Who actually earns the minimum wage?
A standard argument against raising the federal minimum wage is that employees who earn that baseline level of pay don't really need the extra income. After all, most low-wage workers are teenagers trying to earn a little spending money and gain some job experience.
But that belief is based on a false and outdated view of who mostly holds down these positions, according to a recent analysis from the Center for Economic and Policy Research. While more than a quarter of all low-wage workers were teenagers back in 1979, today only about one in 10 are teens, according to the liberal-leaning think-tank.
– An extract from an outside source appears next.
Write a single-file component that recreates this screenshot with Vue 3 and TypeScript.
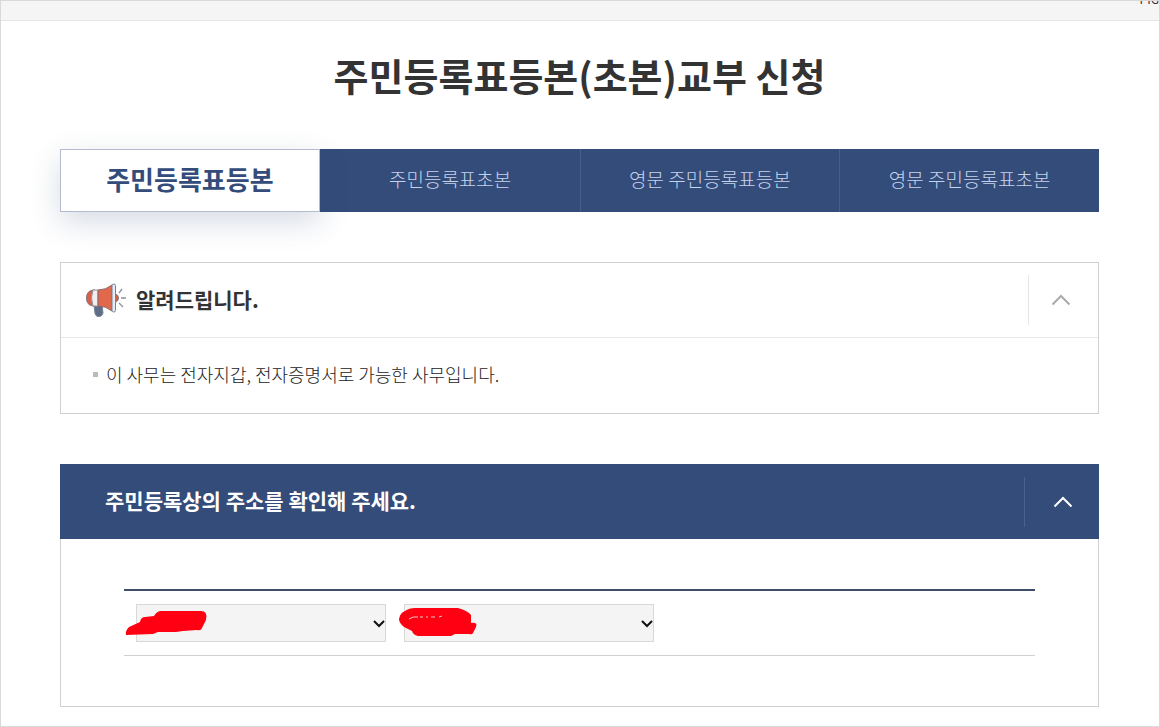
<script setup lang="ts">
import { ref } from 'vue'

const tabs = ['주민등록표등본', '주민등록표초본', '영문 주민등록표등본', '영문 주민등록표초본']
const active = ref(0)
const noticeOpen = ref(true)
const addressOpen = ref(true)
</script>

<template>
  <div class="page">
    <div class="topbar"><span>PIG</span></div>
    <main>
      <h1>주민등록표등본(초본)교부 신청</h1>
      <nav class="tabs">
        <button
          v-for="(tab, i) in tabs"
          :key="tab"
          type="button"
          :class="{ active: i === active }"
          @click="active = i"
        >{{ tab }}</button>
      </nav>

      <section class="notice">
        <header>
          <svg class="horn" width="42" height="40" viewBox="0 0 42 40" aria-hidden="true">
            <path d="M9 25h8l1 8q-1 4-5 3.500-2 0-3-3z" fill="#5f6e86" stroke="#76829a" />
            <path d="M10 10H8Q1.500 11 1.500 18T8 26h2z" fill="#d95f45" stroke="#7d7480" />
            <path d="M8 10h5v16H8Q5 18 8 10z" fill="#eef0f4" stroke="#9a8f99" />
            <path d="M13 10q8 0 14-5v26q-6-5-14-5z" fill="#e0694c" stroke="#8a6468" />
            <path d="M30.500 14q3 1 3 4t-3 4z" fill="#d95f45" stroke="#7d7480" />
            <rect x="27" y="4" width="3.500" height="28" rx="1.700" fill="#e8eaf0" stroke="#76809a" />
            <path d="M34 13l3-4M36 18h5M34 23l4 4" fill="none" stroke="#8b919e" stroke-width="1.300" />
          </svg>
          <h2>알려드립니다.</h2>
          <button type="button" class="toggle" aria-label="알림 접기" @click="noticeOpen = !noticeOpen">
            <svg width="20" height="12" viewBox="0 0 20 12"><path d="M1.500 10.500 10 2l8.500 8.500" /></svg>
          </button>
        </header>
        <ul v-if="noticeOpen">
          <li>이 사무는 전자지갑, 전자증명서로 가능한 사무입니다.</li>
        </ul>
      </section>

      <section class="address">
        <header>
          <h2>주민등록상의 주소를 확인해 주세요.</h2>
          <button type="button" class="toggle" aria-label="주소 접기" @click="addressOpen = !addressOpen">
            <svg width="20" height="12" viewBox="0 0 20 12"><path d="M1.500 10.500 10 2l8.500 8.500" /></svg>
          </button>
        </header>
        <div v-if="addressOpen" class="body">
          <div class="fields">
            <div class="field">
              <select aria-label="시도"><option></option></select>
              <svg class="arrow" width="14" height="10" viewBox="0 0 14 10"><path d="M2 2l5 5 5-5" /></svg>
              <svg class="mark" width="84" height="30" viewBox="0 0 84 30">
                <path d="M1 28Q0 24 4 20L15 15Q16 10 20 10L29 9Q32 4 36 4H76Q83 4 81 13L77 21Q76 24 72 23L58 24 51 25H33L28 27Z" />
              </svg>
            </div>
            <div class="field">
              <select aria-label="시군구"><option></option></select>
              <svg class="arrow" width="14" height="10" viewBox="0 0 14 10"><path d="M2 2l5 5 5-5" /></svg>
              <svg class="mark" width="84" height="30" viewBox="0 0 84 30">
                <path d="M7 4Q11 1 17 1H60Q70 4 73 8V16Q80 15 78 20L75 26Q74 28 71 27H57L53 29H20Q15 28 14 24L6 20Q1 16 1 12Q2 6 7 4Z" />
                <path class="gap" d="M11 12Q15 9 20 10M22 10h3M28 10h2M33 10h4M41 10l3-1" />
              </svg>
            </div>
          </div>
        </div>
      </section>
    </main>
  </div>
</template>

<style>
body {
  margin: 0;
}
</style>

<style scoped>
* {
  box-sizing: border-box;
}
.page {
  min-height: 100vh;
  border: 1px solid #d9d9d9;
  background: #fff;
  color: #333;
  font-family: "Noto Sans CJK KR", sans-serif;
}
.topbar {
  height: 20px;
  overflow: hidden;
  background: #f6f5f6;
  border-bottom: 1px solid #e6e6e6;
  font-size: 12px;
  line-height: 12px;
  text-align: right;
}
.topbar span {
  display: block;
  margin-top: -8px;
}
main {
  padding: 0 60px 19px 59px;
}
h1,
h2 {
  margin: 0;
  font-weight: 700;
}
h1 {
  padding: 24px 0 44px;
  font-size: 38px;
  line-height: 60px;
  text-align: center;
}
button {
  margin: 0;
  padding: 0;
  border: 0;
  background: none;
  font-family: inherit;
}
.tabs {
  display: grid;
  grid-template-columns: repeat(4, 1fr);
  height: 63px;
}
.tabs button {
  padding-bottom: 4px;
  background: #344c7a;
  border-left: 1px solid #475f8d;
  color: #c6d3ec;
  font-size: 19px;
  font-weight: 300;
}
.tabs .active {
  position: relative;
  background: #fff;
  border: 1px solid #b4bbd0;
  color: #344c7a;
  font-size: 26px;
  font-weight: 700;
  box-shadow: 0 10px 30px rgba(52, 76, 122, 0.2);
}
.tabs .active + button {
  border-left-color: #344c7a;
}
section {
  margin-top: 50px;
}
header {
  display: flex;
  align-items: center;
}
h2 {
  flex: 1;
  padding-bottom: 2px;
  font-size: 21px;
  line-height: 30px;
}
.toggle {
  display: flex;
  align-items: center;
  justify-content: center;
  height: 50px;
}
.toggle path {
  fill: none;
  stroke: currentColor;
  stroke-width: 2;
}
.notice {
  border: 1px solid #d0d0d0;
}
.notice header {
  height: 75px;
  padding-left: 24px;
  border-bottom: 1px solid #e8e8e8;
}
.horn {
  margin-right: 9px;
}
.notice .toggle {
  width: 70px;
  padding-right: 6px;
  border-left: 1px solid #e5e5e5;
  color: #aaa;
}
ul {
  margin: 0;
  padding: 21px 32px 24px;
  list-style: none;
}
li {
  display: flex;
  align-items: center;
  gap: 8px;
  color: #222;
  font-size: 18px;
  font-weight: 300;
  line-height: 30px;
}
li::before {
  content: "";
  width: 5px;
  height: 5px;
  background: #bbb;
}
.address header {
  height: 75px;
  padding-left: 45px;
  background: #344c7a;
  color: #fff;
}
.address h2 {
  padding-bottom: 4px;
}
.address .toggle {
  width: 75px;
  padding-left: 2px;
  border-left: 1px solid #4b628f;
  color: #fff;
}
.body {
  padding: 50px 63px;
  border: 1px solid #d0d0d0;
  border-top: 0;
}
.fields {
  display: flex;
  gap: 18px;
  padding: 13px 12px;
  border-top: 2px solid #404e68;
  border-bottom: 1px solid #d0d0d0;
}
.field {
  position: relative;
  flex: 0 1 250px;
}
select {
  display: block;
  width: 100%;
  height: 38px;
  padding: 0 20px 0 8px;
  appearance: none;
  background: #f4f4f4;
  border: 1px solid #d8d8d8;
  border-radius: 0;
  font: inherit;
}
.arrow {
  position: absolute;
  right: 0;
  top: 15px;
  fill: none;
  stroke: #111;
  stroke-width: 2;
  pointer-events: none;
}
.mark {
  position: absolute;
  left: -11px;
  top: 3px;
  fill: #ff0012;
  pointer-events: none;
}
.field + .field .mark {
  left: -6px;
}
.gap {
  fill: none;
  stroke: #f6c6c9;
}
</style>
Indeed, almost 37 percent of these employees on low wages, defined as less than $10.10 per hour, are between 35 to 64 years old.
Even among those making the rock-bottom wage of $7.25 an hour, teens are still a minority.
"Low-wage workers today are much older and much better educated than they were at the end of the 1970s," wrote the CEPR's Janelle Jones and John Schmitt.
While the debate over raising the minimum wage continues at the federal level, states are already taking steps to boost their baseline pay. In May, Vermont passed legislation to enact what will become the country's highest baseline rate, at $10.50 an hour. Several other states, including Hawaii and Connecticut, have already boosted their minimum wages this year, while Seattle's city council has voted in favor of a $15 per-hour minimum wage.
"You don't want people working 40 hours a week and living in poverty," Sen. Bernie Sanders, I-Vt., noted last month, while speaking about his state's move to boost wages.
Because the minimum wage has remained unchanged since 2009, more and more Americans are falling behind, said Oxfam America president Raymond C. Offenheiser on a conference call Wednesday to discuss his group's new report, "Working Poor in America."
"I've visited many poor and conflicted areas of the world," such as Sudan, Offenheiser noted. "I've seen a lot of human struggle. What is quite striking is the increase in economic struggle right here at home."
Boosting the baseline pay to $10.10 an hour would benefit 25 million workers, Oxfam America said in the report. About two-thirds of workers earning less than $10 an hour say they either don't meet or just barely meet their basic living expenses, the study noted.
The discussion about raising the minimum wage is also increasingly centering on gender, given that the majority of the lowest-paid earners are women, at about 55 percent. When it comes to tipped workers -- who are only guaranteed $2.13 an hour -- the imbalance is even greater, with women constituting 73 percent of workers who depend on tips.
Raising the minimum wage "is especially important for women" given that female workers are more heavily concentrated in low-paying jobs, the White House said in a March report.
To be sure, the gender balance of low-wage earners has shifted away from women since 1979, when nearly two-thirds were female, the CEPR found. Men, meanwhile, now make up 45 percent of low-wage workers, up from one-third in 1979.
It's also worth noting that the center is looking at "low-wage" workers, rather than those earning minimum wage. Yet teens still make up a minority of those toiling at the baseline wage, at about 24 percent, according to the Bureau of Labor Statistics. About half of minimum-wage employees are over 25 years old, and a quarter are between 35 to 64 years old.
Underscoring the importance of the debate is how the ranks of minimum-wage workers have surged following the Great Recession. In 2007, before the economic slowdown, there only 286,000 employees pulling in the nation's lowest hourly rate. Today, that's jumped more than fivefold to 1.6 million workers, the BLS notes.